Exercise aim » Extract every line below that contains the word "with".

* start *

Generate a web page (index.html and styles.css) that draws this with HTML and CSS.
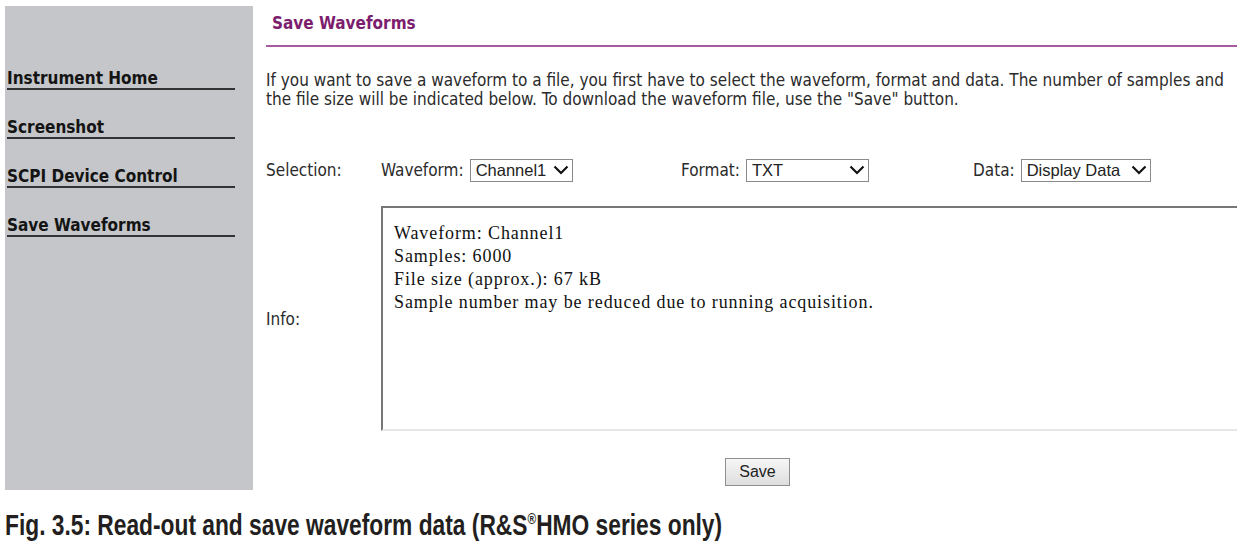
FILE: index.html
```html
<!DOCTYPE html>
<html>
<head>
<meta charset="utf-8">
<link rel="stylesheet" href="styles.css">
</head>
<body>
<div class="page">
  <aside class="sidebar">
    <nav class="nav">
      <a class="nav-item">Instrument Home</a>
      <a class="nav-item">Screenshot</a>
      <a class="nav-item">SCPI Device Control</a>
      <a class="nav-item">Save Waveforms</a>
    </nav>
  </aside>
  <main class="main">
    <h1 class="title">Save Waveforms</h1>
    <p class="intro">If you want to save a waveform to a file, you first have to select the waveform, format and data. The number of samples and the file size will be indicated below. To download the waveform file, use the "Save" button.</p>
    <div class="form">
      <div class="label">Selection:</div>
      <div class="selects">
        <div class="field f-wave">
          <span class="flabel">Waveform:</span>
          <span class="select s-wave"><span class="stext">Channel1</span><svg class="chev" viewBox="0 0 16 10" width="16" height="10"><path d="M1.5 1.5 L8 8 L14.5 1.5" fill="none" stroke="#111" stroke-width="2.2"/></svg></span>
        </div>
        <div class="field f-format">
          <span class="flabel">Format:</span>
          <span class="select s-format"><span class="stext">TXT</span><svg class="chev" viewBox="0 0 16 10" width="16" height="10"><path d="M1.5 1.5 L8 8 L14.5 1.5" fill="none" stroke="#111" stroke-width="2.2"/></svg></span>
        </div>
        <div class="field f-data">
          <span class="flabel">Data:</span>
          <span class="select s-data"><span class="stext">Display Data</span><svg class="chev" viewBox="0 0 16 10" width="16" height="10"><path d="M1.5 1.5 L8 8 L14.5 1.5" fill="none" stroke="#111" stroke-width="2.2"/></svg></span>
        </div>
      </div>
      <div class="label info-label">Info:</div>
      <div class="infobox">
        <div>Waveform: Channel1</div>
        <div>Samples: 6000</div>
        <div>File size (approx.): 67 kB</div>
        <div>Sample number may be reduced due to running acquisition.</div>
      </div>
    </div>
    <div class="actions"><button class="btn">Save</button></div>
  </main>
</div>
<p class="caption">Fig. 3.5: Read-out and save waveform data (R&amp;S<sup class="reg">®</sup>HMO series only)</p>
</body>
</html>
```
FILE: styles.css
```css
html, body {
  margin: 0;
  padding: 0;
  background: #fff;
}
body {
  width: 1247px;
  height: 553px;
  overflow: hidden;
  font-family: "DejaVu Sans Condensed", "DejaVu Sans", Verdana, sans-serif;
  font-stretch: condensed;
  color: #2b2b2b;
}
.page {
  display: flex;
  padding: 6px 0 0 5px;
}
.sidebar {
  width: 248px;
  height: 484px;
  background: #c4c6c9;
  flex: none;
}
.nav {
  display: flex;
  flex-direction: column;
  padding: 62px 0 0 2px;
  gap: 27px;
}
.nav-item {
  display: block;
  width: 228px;
  font-weight: bold;
  font-size: 17px;
  line-height: 20px;
  color: #141414;
  border-bottom: 2px solid #333;
}
.main {
  margin-left: 13px;
  width: 971px;
  display: flex;
  flex-direction: column;
}
.title {
  margin: 0;
  padding: 7px 0 0 6px;
  height: 32px;
  font-size: 17px;
  line-height: 20px;
  font-weight: bold;
  color: #7c1d6e;
  border-bottom: 2px solid #a65c9e;
}
.intro {
  margin: 24px 0 0 0;
  font-size: 17px;
  line-height: 19px;
  color: #2b2b2b;
}
.form {
  display: grid;
  grid-template-columns: 115px 1fr;
  grid-template-rows: 24px 225px;
  row-gap: 24px;
  margin-top: 49px;
  align-items: center;
}
.label {
  font-size: 17px;
  color: #2b2b2b;
}
.selects {
  display: flex;
  align-items: center;
}
.field {
  display: flex;
  align-items: center;
  gap: 6px;
  font-size: 17px;
}
.f-wave { width: 300px; }
.f-format { width: 292px; }
.select {
  display: flex;
  align-items: center;
  justify-content: space-between;
  height: 23px;
  box-sizing: border-box;
  border: 1px solid #8a8a8a;
  padding: 0 3px 0 5px;
  font-family: "Liberation Sans", Arial, sans-serif;
  font-stretch: normal;
  font-size: 16.5px;
  color: #222;
  background: #fff;
}
.s-wave { width: 103px; }
.s-format { width: 123px; }
.s-data { width: 130px; }
.chev { flex: none; }
.infobox {
  height: 225px;
  box-sizing: border-box;
  border-style: solid;
  border-width: 2px 0 2px 2px;
  border-color: #777 #e6e6e6 #e6e6e6 #777;
  padding: 14px 0 0 11px;
  font-family: "Liberation Serif", "Times New Roman", serif;
  font-stretch: normal;
  font-size: 18px;
  letter-spacing: 0.9px;
  line-height: 23px;
  color: #111;
}
.actions {
  display: flex;
  justify-content: flex-start;
  padding: 27px 0 0 459px;
}
.btn {
  width: 65px;
  height: 28px;
  border: 1px solid #8f8f8f;
  background: linear-gradient(#f6f6f6, #dedede);
  font-family: "Liberation Sans", Arial, sans-serif;
  font-size: 16px;
  color: #222;
  padding: 0;
}
.caption {
  margin: 18px 0 0 5px;
  font-family: "Liberation Sans", Arial, sans-serif;
  font-stretch: normal;
  font-weight: bold;
  font-size: 29px;
  line-height: 34px;
  color: #231f20;
  transform: scaleX(0.785);
  transform-origin: left center;
  white-space: nowrap;
}
.reg {
  font-size: 15px;
  vertical-align: 11px;
  line-height: 0;
}
```
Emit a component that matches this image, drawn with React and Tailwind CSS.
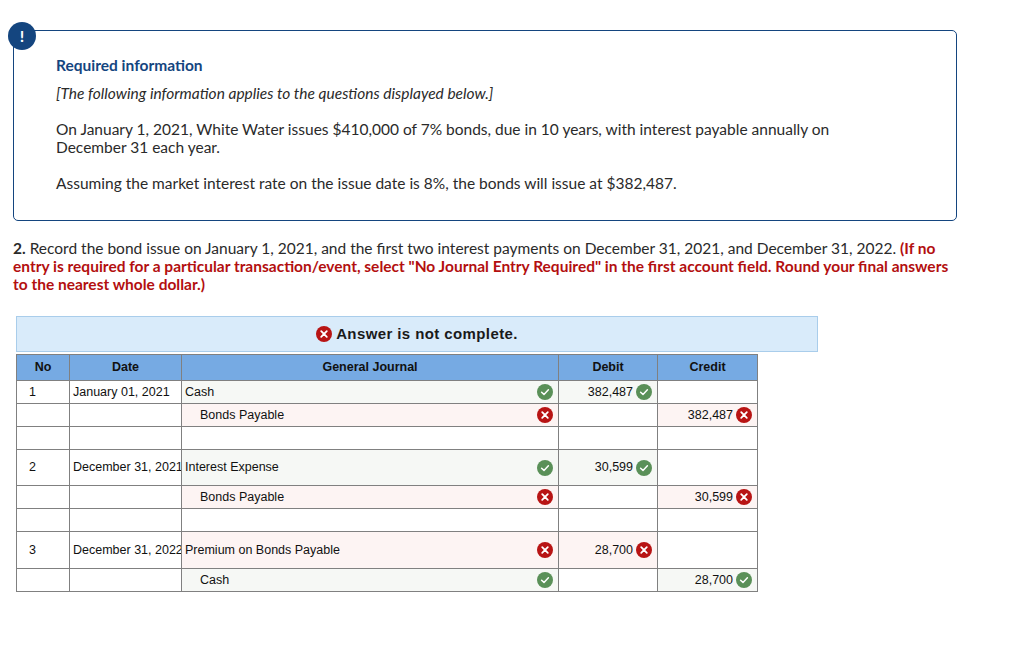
import React from "react";

const sans = "font-['Lato','Noto_Sans',sans-serif]";

function Ok({ cls = "" }) {
  return (
    <svg viewBox="0 0 16 16" className={`w-4 h-4 shrink-0 ${cls}`}>
      <circle cx="8" cy="8" r="8" fill="#5a9058" />
      <path d="M4.6 8.2 L7 10.4 L11.4 5.8" fill="none" stroke="#fff" strokeWidth="1.5" strokeLinecap="round" strokeLinejoin="round" />
    </svg>
  );
}
function Bad({ cls = "" }) {
  return (
    <svg viewBox="0 0 16 16" className={`w-4 h-4 shrink-0 ${cls}`}>
      <circle cx="8" cy="8" r="8" fill="#b81414" />
      <path d="M5.2 5.2 L10.8 10.8 M10.8 5.2 L5.2 10.8" fill="none" stroke="#fff" strokeWidth="1.8" strokeLinecap="round" />
    </svg>
  );
}

const rows = [
  { h: "h-[23px]", no: "1", date: "January 01, 2021", acct: "Cash", acctOk: true, debit: "382,487", debitOk: true },
  { h: "h-[23px]", acct: "Bonds Payable", indent: true, acctOk: false, credit: "382,487", creditOk: false },
  { h: "h-[23px]" },
  { h: "h-[36px]", no: "2", date: "December 31, 2021", acct: "Interest Expense", acctOk: true, debit: "30,599", debitOk: true },
  { h: "h-[23px]", acct: "Bonds Payable", indent: true, acctOk: false, credit: "30,599", creditOk: false },
  { h: "h-[23px]" },
  { h: "h-[37px]", no: "3", date: "December 31, 2022", acct: "Premium on Bonds Payable", acctOk: false, debit: "28,700", debitOk: false },
  { h: "h-[23px]", acct: "Cash", indent: true, acctOk: true, credit: "28,700", creditOk: true },
];

const cell = "border border-[#808080] p-0";

function Amount({ value, ok }) {
  const bg = value ? (ok ? "bg-[#f6f8f5]" : "bg-[#fdf4f3]") : "";
  return (
    <td className={`${cell} ${bg}`}>
      {value && (
        <div className="flex items-center justify-end gap-[3px] pr-[5px]">
          <span>{value}</span>
          {ok ? <Ok /> : <Bad />}
        </div>
      )}
    </td>
  );
}

export default function App() {
  return (
    <div className={`relative w-[1024px] h-[655px] overflow-hidden bg-white text-[#2a2a2a] ${sans}`}>
      <div className="pt-[30px] pl-[13px]">
        <div className="relative w-[944px] h-[191px] rounded-[5px] border border-[#14457f] pt-[25px] pl-[42px] text-[15.5px] leading-[18px]">
          <div className="absolute left-[-6px] top-[-9px] w-[28px] h-[28px] rounded-full bg-[#14457f] text-white flex items-center justify-center font-bold text-[16px]">!</div>
          <h2 className="font-bold text-[#14457f]">Required information</h2>
          <p className="italic mt-[10px]">[The following information applies to the questions displayed below.]</p>
          <p className="mt-[18px] w-[800px]">On January 1, 2021, White Water issues $410,000 of 7% bonds, due in 10 years, with interest payable annually on December 31 each year.</p>
          <p className="mt-[18px]">Assuming the market interest rate on the issue date is 8%, the bonds will issue at $382,487.</p>
        </div>
      </div>

      <p className="mt-[18px] ml-[13px] w-[940px] text-[15.5px] leading-[18px]">
        <b>2.</b> Record the bond issue on January 1, 2021, and the first two interest payments on December 31, 2021, and December 31, 2022.{" "}
        <b className="text-[#b30f0f]">(If no entry is required for a particular transaction/event, select "No Journal Entry Required" in the first account field. Round your final answers to the nearest whole dollar.)</b>
      </p>

      <div className="mt-[23px] ml-[16px] w-[802px] h-[36px] flex items-center justify-center gap-[4px] bg-[#d9ebfa] border border-[#a9cdeb] font-bold text-[15px] text-[#1a1a1a] font-['Liberation_Sans',sans-serif] tracking-[0.4px]">
        <Bad />
        <span>Answer is not complete.</span>
      </div>

      <table className="mt-[2px] ml-[16px] w-[741px] table-fixed border-collapse font-['Liberation_Sans',sans-serif] text-[12.5px] text-[#111]">
        <colgroup>
          <col className="w-[53px]" />
          <col className="w-[112px]" />
          <col className="w-[377px]" />
          <col className="w-[99px]" />
          <col className="w-[100px]" />
        </colgroup>
        <thead>
          <tr className="h-[26px] bg-[#76aae3] font-bold">
            <th className={cell}>No</th>
            <th className={cell}>Date</th>
            <th className={cell}>General Journal</th>
            <th className={cell}>Debit</th>
            <th className={cell}>Credit</th>
          </tr>
        </thead>
        <tbody>
          {rows.map((r, i) => {
            const has = r.acct !== undefined;
            const acctBg = has ? (r.acctOk ? "bg-[#f6f8f5]" : "bg-[#fdf4f3]") : "";
            return (
              <tr key={i} className={r.h}>
                <td className={`${cell} pl-[12px]`}>{r.no}</td>
                <td className={`${cell} pl-[3px] overflow-hidden whitespace-nowrap`}>{r.date}</td>
                <td className={`${cell} ${acctBg}`}>
                  {has && (
                    <div className={`flex items-center justify-between pr-[5px] ${r.indent ? "pl-[18px]" : "pl-[3px]"}`}>
                      <span>{r.acct}</span>
                      {r.acctOk ? <Ok /> : <Bad />}
                    </div>
                  )}
                </td>
                <Amount value={r.debit} ok={r.debitOk} />
                <Amount value={r.credit} ok={r.creditOk} />
              </tr>
            );
          })}
        </tbody>
      </table>
    </div>
  );
}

* end *

Response to this exercise »
Generate a web page (index.html and styles.css) that draws this with HTML and CSS.
Emit a component that matches this image, drawn with React and Tailwind CSS.
          <p className="mt-[18px] w-[800px]">On January 1, 2021, White Water issues $410,000 of 7% bonds, due in 10 years, with interest payable annually on December 31 each year.</p>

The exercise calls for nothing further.